Author Bio:
Naomi is a fourth-year English Literature and History student at the University of Edinburgh. Her interests are in late-medieval English and Scottish literature, as well as queer theory and psychoanalysis. She is particularly interested in literature as a vehicle for memorialisation, and the intellectual project of mourning. Outside of university, she likes to read literary fiction, her favourite being the novels of Jeanette Winterson.
Abstract:
Drawing on Lacanian psychoanalytic theory, this essay argues that for medieval writers, the dream constituted a literary space able to transcend temporal boundaries between the living and the dead. Close readings of Chaucer’s Book of the Duchess, Pearl, and Hary’s The Wallace elucidate how the dream serves as a site of both consolation and commemoration.

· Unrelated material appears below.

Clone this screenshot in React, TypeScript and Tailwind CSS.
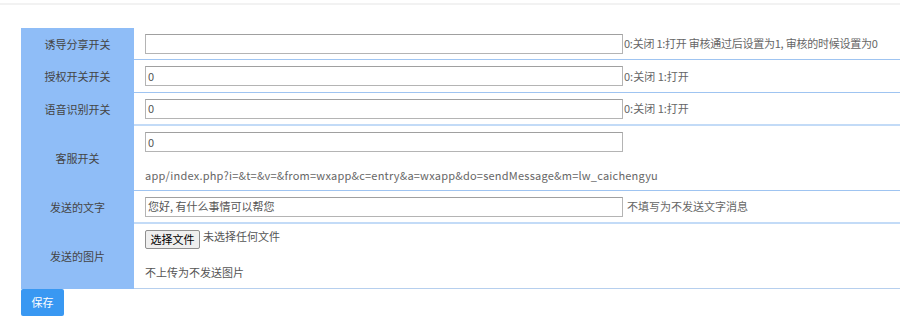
import React from "react";

const font = { fontFamily: '"Microsoft YaHei", "Noto Sans CJK SC", "Noto Sans", sans-serif' };

function Label({ children }: { children: React.ReactNode }) {
  return (
    <div className="w-[113px] shrink-0 bg-[#8fbdf7] flex items-center justify-center text-[11px] text-[#444]">
      {children}
    </div>
  );
}

function TextInput({ value }: { value: string }) {
  return (
    <div className="w-[478px] h-[20px] shrink-0 border border-[#b4b4b4] border-t-[#a0a0a0] bg-white flex items-center px-[2px] text-[11px] text-[#555]">
      {value}
    </div>
  );
}

export default function App() {
  return (
    <div className="w-[900px] h-[320px] bg-white relative overflow-hidden" style={font}>
      <div className="h-[3px]" />
      <div className="h-[2px] bg-[#f2f2f2]" />
      <div className="h-[23px]" />
      <div className="ml-[21px] flex flex-col">
        {/* row 1 */}
        <div className="flex h-[32px]">
          <Label>诱导分享开关</Label>
          <div className="flex-1 border-b border-[#9fc4f1] flex items-center pl-[11px]">
            <TextInput value="" />
            <span className="text-[11px] text-[#666] ml-[1px] tracking-[-0.25px]">0:关闭 1:打开 审核通过后设置为1, 审核的时候设置为0</span>
          </div>
        </div>
        {/* row 2 */}
        <div className="flex h-[33px]">
          <Label>授权开关开关</Label>
          <div className="flex-1 border-b border-[#9fc4f1] flex items-center pl-[11px]">
            <TextInput value="0" />
            <span className="text-[11px] text-[#666] ml-[1px]">0:关闭 1:打开</span>
          </div>
        </div>
        {/* row 3 */}
        <div className="flex h-[33px]">
          <Label>语音识别开关</Label>
          <div className="flex-1 border-b-2 border-[#c3dbf7] flex items-center pl-[11px]">
            <TextInput value="0" />
            <span className="text-[11px] text-[#666] ml-[1px]">0:关闭 1:打开</span>
          </div>
        </div>
        {/* row 4 */}
        <div className="flex h-[65px]">
          <Label>客服开关</Label>
          <div className="flex-1 border-b border-[#9fc4f1] flex flex-col pl-[11px] pt-[6px]">
            <TextInput value="0" />
            <div className="mt-[14px] h-[18px] leading-[18px] text-[11px] text-[#666] tracking-[0.22px]">
              app/index.php?i=&amp;t=&amp;v=&amp;from=wxapp&amp;c=entry&amp;a=wxapp&amp;do=sendMessage&amp;m=lw_caichengyu
            </div>
          </div>
        </div>
        {/* row 5 */}
        <div className="flex h-[33px]">
          <Label>发送的文字</Label>
          <div className="flex-1 border-b-2 border-[#c3dbf7] flex items-center pl-[11px]">
            <TextInput value="您好, 有什么事情可以帮您" />
            <span className="text-[11px] text-[#666] ml-[4px]">不填写为不发送文字消息</span>
          </div>
        </div>
        {/* row 6 */}
        <div className="flex h-[65px]">
          <Label>发送的图片</Label>
          <div className="flex-1 border-b border-[#b6cfee] flex flex-col pl-[11px] pt-[6px]">
            <div className="flex items-start">
              <div className="w-[55px] h-[19px] border border-[#8f8f8f] rounded-[2px] bg-[#efefef] flex items-center justify-center text-[11px] text-black">
                选择文件
              </div>
              <span className="ml-[3px] -mt-[1px] text-[11px] leading-[14px] text-[#555]">未选择任何文件</span>
            </div>
            <div className="mt-[14px] h-[18px] leading-[18px] text-[11px] text-[#555]">不上传为不发送图片</div>
          </div>
        </div>
        <div className="flex">
          <div className="w-[43px] h-[27px] bg-[#3998f2] rounded-[2px] flex items-center justify-center text-[11px] text-white">
            保存
          </div>
        </div>
      </div>
    </div>
  );
}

As an atemporal setting which the living and the dead both occupy, the dream vision is a space for confronting loss or receiving spiritual enlightenment. As The Wallace demonstrates, the dream can be employed to serve nationalistic projects of memorialisation, by dissolving the linear temporality of past and present. The essay also highlights the limitations of the dream, particularly in its inability to fully resolve grief. By framing the dream as a poetic structure, medieval writers navigate the tension between the ineffability of loss and the consolatory power of literature, suggesting that while the dream cannot erase mourning, it offers a transformative space for processing and remembering.